**To do:**
Render the material again word for word, skipping the pictures in it.

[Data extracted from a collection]
**********

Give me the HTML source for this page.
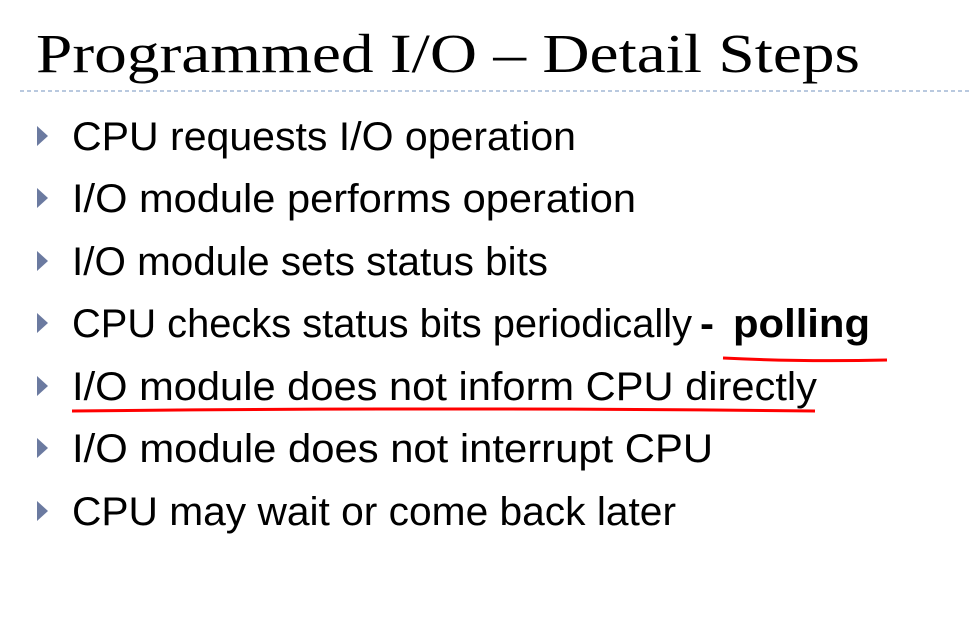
<!DOCTYPE html>
<html><head><style>body{margin:0;background:#fff}</style></head><body>
<svg width="969" height="618" xmlns="http://www.w3.org/2000/svg" style="display:block">
<rect width="969" height="618" fill="#fff"/>
<text x="36" y="72" font-family="Liberation Serif, serif" font-size="55" fill="#000" textLength="824" lengthAdjust="spacingAndGlyphs">Programmed I/O – Detail Steps</text>
<line x1="20" y1="91" x2="969" y2="91" stroke="#8fa9cc" stroke-width="1.2" stroke-dasharray="4,3"/>
<g fill="#6b7aa0">
<polygon points="37,126 48,136 37,146"/>
<polygon points="37,188 48,198 37,208"/>
<polygon points="37,251 48,261 37,271"/>
<polygon points="37,313 48,323 37,333"/>
<polygon points="37,376 48,386 37,396"/>
<polygon points="37,438 48,448 37,458"/>
<polygon points="37,501 48,511 37,521"/>
</g>
<g font-family="Liberation Sans, sans-serif" font-size="40" fill="#000">
<text x="72" y="150" textLength="504" lengthAdjust="spacingAndGlyphs">CPU requests I/O operation</text>
<text x="72" y="212" textLength="564" lengthAdjust="spacingAndGlyphs">I/O module performs operation</text>
<text x="72" y="275" textLength="476" lengthAdjust="spacingAndGlyphs">I/O module sets status bits</text>
<text x="72" y="337" textLength="620" lengthAdjust="spacingAndGlyphs">CPU checks status bits periodically</text>
<text x="700" y="337" font-weight="bold" textLength="14" lengthAdjust="spacingAndGlyphs">-</text>
<text x="733" y="337" font-weight="bold" textLength="137" lengthAdjust="spacingAndGlyphs">polling</text>
<text x="72" y="400" textLength="745" lengthAdjust="spacingAndGlyphs">I/O module does not inform CPU directly</text>
<text x="72" y="462" textLength="641" lengthAdjust="spacingAndGlyphs">I/O module does not interrupt CPU</text>
<text x="72" y="525" textLength="604" lengthAdjust="spacingAndGlyphs">CPU may wait or come back later</text>
</g>
<path d="M723,358 Q800,362 887,360" stroke="#f00" stroke-width="3" fill="none"/>
<path d="M72,411 Q450,407 815,411" stroke="#f00" stroke-width="3" fill="none"/>
</svg>
</body></html>
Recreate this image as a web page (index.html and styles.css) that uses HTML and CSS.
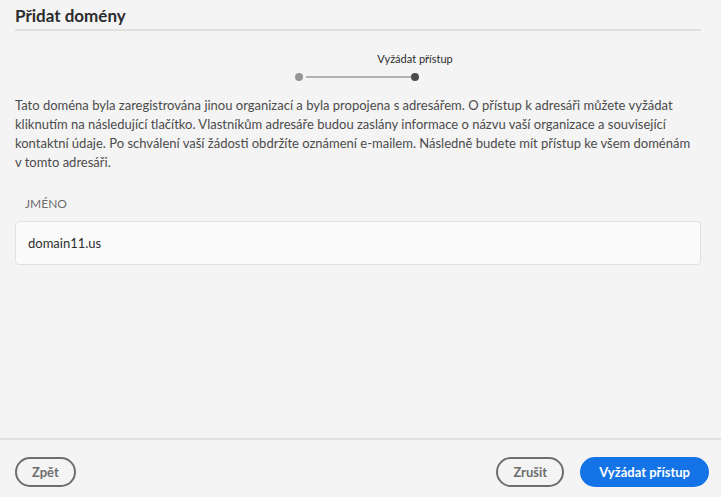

**********

**Task output:**
Give me the HTML source for this page.
<!DOCTYPE html>
<html><head><style>body{margin:0;background:#fff}</style></head><body>
<svg width="969" height="618" xmlns="http://www.w3.org/2000/svg" style="display:block">
<rect width="969" height="618" fill="#fff"/>
<text x="36" y="72" font-family="Liberation Serif, serif" font-size="55" fill="#000" textLength="824" lengthAdjust="spacingAndGlyphs">Programmed I/O – Detail Steps</text>
<line x1="20" y1="91" x2="969" y2="91" stroke="#8fa9cc" stroke-width="1.2" stroke-dasharray="4,3"/>
<g fill="#6b7aa0">
<polygon points="37,126 48,136 37,146"/>
<polygon points="37,188 48,198 37,208"/>
<polygon points="37,251 48,261 37,271"/>
<polygon points="37,313 48,323 37,333"/>
<polygon points="37,376 48,386 37,396"/>
<polygon points="37,438 48,448 37,458"/>
<polygon points="37,501 48,511 37,521"/>
</g>
<g font-family="Liberation Sans, sans-serif" font-size="40" fill="#000">
<text x="72" y="150" textLength="504" lengthAdjust="spacingAndGlyphs">CPU requests I/O operation</text>
<text x="72" y="212" textLength="564" lengthAdjust="spacingAndGlyphs">I/O module performs operation</text>
<text x="72" y="275" textLength="476" lengthAdjust="spacingAndGlyphs">I/O module sets status bits</text>
<text x="72" y="337" textLength="620" lengthAdjust="spacingAndGlyphs">CPU checks status bits periodically</text>
<text x="700" y="337" font-weight="bold" textLength="14" lengthAdjust="spacingAndGlyphs">-</text>
<text x="733" y="337" font-weight="bold" textLength="137" lengthAdjust="spacingAndGlyphs">polling</text>
<text x="72" y="400" textLength="745" lengthAdjust="spacingAndGlyphs">I/O module does not inform CPU directly</text>
<text x="72" y="462" textLength="641" lengthAdjust="spacingAndGlyphs">I/O module does not interrupt CPU</text>
<text x="72" y="525" textLength="604" lengthAdjust="spacingAndGlyphs">CPU may wait or come back later</text>
</g>
<path d="M723,358 Q800,362 887,360" stroke="#f00" stroke-width="3" fill="none"/>
<path d="M72,411 Q450,407 815,411" stroke="#f00" stroke-width="3" fill="none"/>
</svg>
</body></html>
Recreate this image as a web page (index.html and styles.css) that uses HTML and CSS.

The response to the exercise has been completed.